中国の活動家が小型船舶やボートに乗って「魚釣島」に上陸したところ、ヘリコプターで出動した沖縄県警によって「不法上陸」として逮捕され、一時期刑事処分も検討されたが結局は簡単な取調べの後に中国に強制送還された。
これには日中政府相互の思惑からの妥協的処置だろう、しかし中国では少数と言え、若者達の抗議行動が続けられ、この後も同じ試みも計画されていると言う。
これは竹島(韓国名独島)での日韓両国での切手販売と言う、イザコザと底の方では連動している。
「しんぶん赤旗」は3月25日号でかねてからの”尖閣諸島の領有権は日本にある”主張に基づいて「尖閣諸島の領有問題」としてさらっと触れ、おまけに「これ自体は不当な領土拡張ではなく」と日本政府の代弁?すら行なっている。
かつて1960年代後半から70年代初めにかけて、この島の帰属を巡って一大論争が展開された、尖閣列島周辺の大陸棚に石油や天然ガスの埋蔵が噂され、一部調査により中国、台湾、そして日本が俄かに、その領有を意識し始めたからである。
しかしこの時、真剣に研究に取り組み、歴史的史料から論理的研究と展開を行ない、著作を出されたのは歴史家・井上清だった。
その後、石油資源問題が殆ど沈静化し、あまり話題に上らなくなったのだが、領有権について中国、台湾、日本間の明確な交渉や折衝がなされてないことを理由に「これ幸い」と、己のウルトラ・ナショナリニズムを満足させ、排外主義的的に利用したのが石原慎太郎や西村慎吾(民主党)そして右翼民族主義者達である。

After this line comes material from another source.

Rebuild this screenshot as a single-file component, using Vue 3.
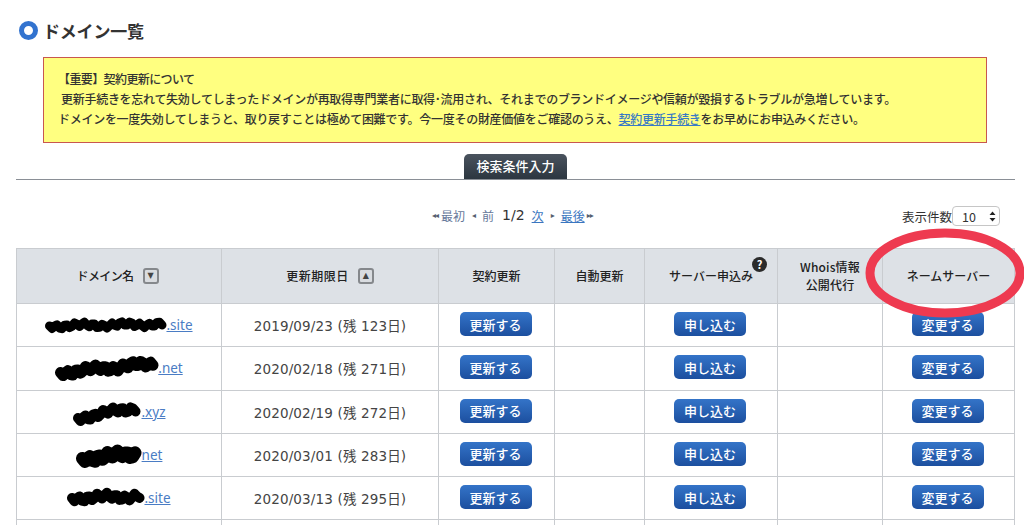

彼らは”東シナ海”に浮かぶこれら無人島に上陸し、日の丸を立るなどのパフォーマンスを何回か行ないその都度、中国政府から抗議を受けている。
日本政府は竹島(独島)が韓国によって「実効支配下」にあることを意識し、対抗的に尖閣諸島(魚釣島他)が日本の実効支配にあることを、ことあるたびに宣伝してきた。
しかし、1895年日清戦争の付帯的処理として領有宣言をしたものの、一時期漁民が処理施設らしきものを作ったが結局は放置され、敗戦、そして米軍による沖縄返還を経ても、未だ実効支配とは程遠い、無人島となっているのだ。
そもそもこれら諸島は、中国大陸棚縁周部にある平均200㍍の海に浮かぶ島礁群であり、台湾の付属島礁にも属しており、沖縄・琉球列島との間には深さ1000~2000メートルの海溝に隔てられ、とても琉球の一部とみなすのは無理がある。
またこの海域は南から北に向けて速い「黒潮海流」が流れており、台湾から到達するのは早いが沖縄・琉球から小船で行くのは相当に困難なのだ。
これら状況から、中国では「明」の時代からこの諸島の存在が認識され、明から琉球(王国)間の使節等が立ち寄り、場所的確認をする時に目印としても利用されている。
この時、明から琉球に帰る琉球の人々は、尖閣諸島ではなく「久米島」を見て初めて「国に帰れた」と表現していると言う。
日本政府が言う「これら諸島が”無主地”だったので1895年に日本領土として組み入れた」はあくまで「日清戦争の勝利」による強引な領土組み入れであり、それ以外ではありえない。
百歩譲って「東アジアの平和」を維持・拡大する為にも、これら諸島の帰属問題は中国、台湾、日本の3国地で話し合い、合意する事が必要なのである。
あの南沙諸島西砂諸島の愚を繰り返してはならないのだ。
その意味で、日本共産党の今回の魚釣島上陸問題に関する態度は、責任政党として余りにも不誠実で物足らないものである。
そして同時に、私たちも現在の「戦時下体制」の下にあって、これら領土問題が権力者や右翼ナショナリニズムに、排外主義的に、愛国心を煽る為に、徹底利用されることに十分警戒し、注意して行く事が必要なのだ。
こんな事書けばまたぞろ「領土回復するのは難しいからな」などの反論が頂けそうではあるがー。